Interview: reimagining the sofa buying experience
Having to wait eight weeks for the delivery of a new sofa, and to then find it did not fit through the flat’s doorway, led to the formation of an innovative direct-to-consumer (DTC) business pioneering the sofa-in-a-box concept.
This was three years ago and the sofa buyer Rob Bridgman, CEO & founder of Snug, was then working for his family’s business Bridgman Furniture. His radical idea to launch Snug fitted well with his situation as he had experience transitioning the company away from its wholesale model to a DTC business using its website and a small number of showrooms.
From wholesale to DTC
“I was naïve in thinking the upholstered sofa industry was the same as that of garden furniture [which Bridgman specialised in]. When the sun came out people expected to have it delivered immediately. The sofa experience wasn’t what I wanted. I was used to Deliveroo, Uber and Prime so why could I not buy a sofa with a couple of taps on the keyboard and have it delivered?” he asks.

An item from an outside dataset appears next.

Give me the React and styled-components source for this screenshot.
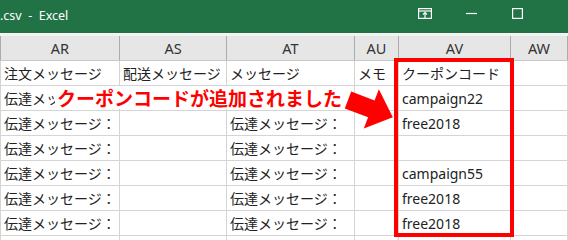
import React from 'react';
import styled, { createGlobalStyle } from 'styled-components';

const GlobalStyle = createGlobalStyle`
  html, body {
    margin: 0;
    padding: 0;
    background: #ffffff;
  }
  body {
    width: 568px;
    height: 240px;
    overflow: hidden;
  }
`;

const COLUMNS = [
  { name: 'AR', width: 120 },
  { name: 'AS', width: 107 },
  { name: 'AT', width: 128 },
  { name: 'AU', width: 44 },
  { name: 'AV', width: 112 },
  { name: 'AW', width: 57 },
];

const MSG = '伝達メッセージ：';

const ROWS = [
  ['注文メッセージ', '配送メッセージ', 'メッセージ', 'メモ', 'クーポンコード', ''],
  [MSG, '', MSG, '', 'campaign22', ''],
  [MSG, '', MSG, '', 'free2018', ''],
  [MSG, '', MSG, '', '', ''],
  [MSG, '', MSG, '', 'campaign55', ''],
  [MSG, '', MSG, '', 'free2018', ''],
  [MSG, '', MSG, '', 'free2018', ''],
  ['', '', '', '', '', ''],
];

const template = COLUMNS.map(c => `${ c.width }px`).join(' ');

const App = () => (
  <Window>
    <GlobalStyle />
    <TitleBar>
      <Title>.csv  -  Excel</Title>
      <Controls>
        <ControlButton>
          <svg width='14' height='11' viewBox='0 0 14 11' fill='none' stroke='#fff' strokeWidth='1.2'>
            <rect x='0.6' y='0.6' width='12.8' height='9.8' />
            <line x1='0.6' y1='3' x2='13.4' y2='3' />
            <line x1='7' y1='4.5' x2='7' y2='10.4' />
            <polyline points='5,6.5 7,4.5 9,6.5' />
          </svg>
        </ControlButton>
        <ControlButton>
          <svg width='11' height='11' viewBox='0 0 11 11' stroke='#fff' strokeWidth='1.2'>
            <line x1='0' y1='5.5' x2='11' y2='5.5' />
          </svg>
        </ControlButton>
        <ControlButton>
          <svg width='11' height='11' viewBox='0 0 11 11' fill='none' stroke='#fff' strokeWidth='1.2'>
            <rect x='0.6' y='0.6' width='9.8' height='9.8' />
          </svg>
        </ControlButton>
      </Controls>
    </TitleBar>
    <Strip />
    <Sheet>
      <HeaderRow>
        { COLUMNS.map(c => <HeaderCell key={ c.name }>{ c.name }</HeaderCell>) }
      </HeaderRow>
      { ROWS.map((row, r) => (
        <Row key={ r }>
          { row.map((value, c) => <Cell key={ c }>{ value }</Cell>) }
          <ScrollEdge />
        </Row>
      )) }
      <Highlight />
      <Callout>クーポンコードが追加されました</Callout>
      <Arrow width='568' height='180' viewBox='0 0 568 180'>
        <polygon
          points='0,-9 25,-9 25,-21 48,0 25,21 25,9 0,9'
          fill='#ff0000'
          transform='translate(348 40) rotate(21)'
        />
      </Arrow>
    </Sheet>
  </Window>
);

export default App;

const Window = styled.div`
  width: 568px;
  height: 240px;
  overflow: hidden;
  display: flex;
  flex-direction: column;
  background: #ffffff;
`;

const TitleBar = styled.div`
  height: 33px;
  flex: none;
  background: #217346;
  display: flex;
  align-items: center;
  justify-content: space-between;
  padding-right: 28px;
`;

const Title = styled.span`
  color: #ffffff;
  font-family: "Noto Sans", "Segoe UI", sans-serif;
  font-size: 12.5px;
  white-space: pre;
  margin-top: -2px;
`;

const Controls = styled.div`
  display: flex;
  height: 100%;
`;

const ControlButton = styled.div`
  width: 46px;
  height: 100%;
  display: flex;
  align-items: center;
  justify-content: center;
  margin-top: -3px;
`;

const Strip = styled.div`
  height: 3px;
  flex: none;
  background: #f3f3f3;
`;

const Sheet = styled.div`
  position: relative;
  flex: 1;
`;

const HeaderRow = styled.div`
  display: grid;
  grid-template-columns: ${ template } 1fr;
  height: 25px;
  background: #e6e6e6;
  border-bottom: 1px solid #c6c6c6;
  box-sizing: border-box;
`;

const HeaderCell = styled.div`
  display: flex;
  align-items: center;
  justify-content: center;
  border-right: 1px solid #ababab;
  font-family: "Noto Sans", sans-serif;
  font-size: 14.5px;
  color: #333333;
  &:first-child {
    border-left: 1px solid #ababab;
  }
`;

const Row = styled.div`
  display: grid;
  grid-template-columns: ${ template } 1fr;
  height: 25px;
  box-sizing: border-box;
`;

const Cell = styled.div`
  border-right: 1px solid #d4d4d4;
  border-bottom: 1px solid #d4d4d4;
  box-sizing: border-box;
  display: flex;
  align-items: center;
  padding-left: 3px;
  overflow: hidden;
  white-space: nowrap;
  font-family: "Noto Sans", "Noto Sans CJK JP", sans-serif;
  font-size: 14px;
  color: #222222;
  &:first-child {
    border-left: 1px solid #d4d4d4;
  }
`;

const ScrollEdge = styled.div`
  background: #e9e9e9;
  border-left: 1px solid #9a9a9a;
  width: 4px;
  justify-self: end;
`;

const Highlight = styled.div`
  position: absolute;
  left: 394px;
  top: 22px;
  width: 120px;
  height: 179px;
  border: 4px solid #ff0000;
  box-sizing: border-box;
`;

const Callout = styled.div`
  position: absolute;
  left: 55px;
  top: 50px;
  height: 23px;
  padding: 0 2px;
  display: flex;
  align-items: center;
  background: #ffffff;
  font-family: "Noto Sans CJK JP", sans-serif;
  font-weight: 700;
  font-size: 19px;
  color: #ff0000;
  white-space: nowrap;
`;

const Arrow = styled.svg`
  position: absolute;
  left: 0;
  top: 24px;
  overflow: visible;
  pointer-events: none;
`;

Bridgman sought to create a solution that solved the major problems he’d identified: speed of delivery, portability of the sofa, visibility of the fulfilment process, and a decent choice of product features. Armed with his new concept he knew launching it into a crowded marketplace required defining a new category. Taking the lead from the ‘mattress-in-a-box’ players including Simba, Eve and Casper he called it ‘sofa-in-a-box’.
He also took inspiration from the likes of Made.com and Swoon who were challenger brands in the DTC furniture market and had cut out the middlemen retailers. However, the sofa industry proved to be a tough one to disrupt as shown by the unwillingness of manufacturers to produce the first Snug prototype. “They could see we were disrupting the eight-week delivery model and were too entrenched in this business model,” he says.
Overcoming resistance
Such resistance to change is exactly what Bridgman faced when adapting the model of the family firm back in 2010. “I had not intended to join the family business but I saw an opportunity as furniture was slow moving and antiquated. I was excited about bringing in a dynamic business model that moved it from manufacturing and wholesaling – with 300 retailer customers – to a more vertically integrated DTC business.”
Pressure had been increasing as new players were coming into the furniture market, creating a similar look to Bridgman, and manufacturing the products more cheaply. They then sold them direct to shoppers online. “Our retailers wanted more margin, more collections, and more flexible payment terms that put pressure on our margins and growth. We needed a new route to market and so we pushed into DTC,” he explains.
Although the company had been operating a website since 1998 (for purely informational purposes) Bridgman made it transactional in 2010 and moved away from supplying retailers. The company did sell through Amazon though and became its first drop-ship partner in the UK in 2012. It also opened a pop-up showroom on a short lease in 2013, which Bridgman says was a pioneering example of clicks & bricks.
Serious growth trajectory
Snug is clearly an extension of Bridgman’s work with the family firm and it does share some of the established business’s infrastructure including warehousing, distribution and access to the Bridgman showrooms in the south east of England. But he is clear it has a separate P&L and is on a “different trajectory”.
At first this trajectory was pedestrian – with Bridgman acknowledging that only one sofa was sold in the first month after launching in 2019. It has since built-up significantly, but in a manageable way: “We’re about sustainable growth and we’ve been profitable from month three.”
Although he won’t reveal actual sales and profit numbers Bridgman says they are “healthy for a two-year-old business with growth of both the top and bottom lines” and a team that has grown to 40 people. This will probably double in the next four months.
What he will reveal is that the 1,400% growth in revenue in 2020 and a forecasted increase of 700% this year should place Snug in the upper echelons of the forthcoming Sunday Times Fast Track 100 table. “We’re aiming for top 50,” he says.
Bridgman is also confident about the future prospects and expects Snug to attract repeat customers – despite the high ticket nature of sofas – as he points out they move on average every three-to-five years. As such their requirements change and the Snug products can change with this.
Pay-as-you-grow model
“It’s fully modular so you can reconfigure it. It’s like Lego. You can keep adding bits [like corner pieces], and taking bits off. It’s ‘pay-as-you-grow’ and it will grow and change with you. This does not exist at present [with the competition],” he explains, adding that the company is close to launching its third collection with more adaptable construction that can include storage and also offer conversion to sofa beds.
Although there is the potential to expand Snug into other categories Bridgman says this is not on the cards just yet: “We’re just scratching the surface with this product.” Whatever area he pushes the business into Bridgman remains convinced the DTC model is here to stay because he regards it as an “enabler for a new way of life” as e-commerce plays a prominent role.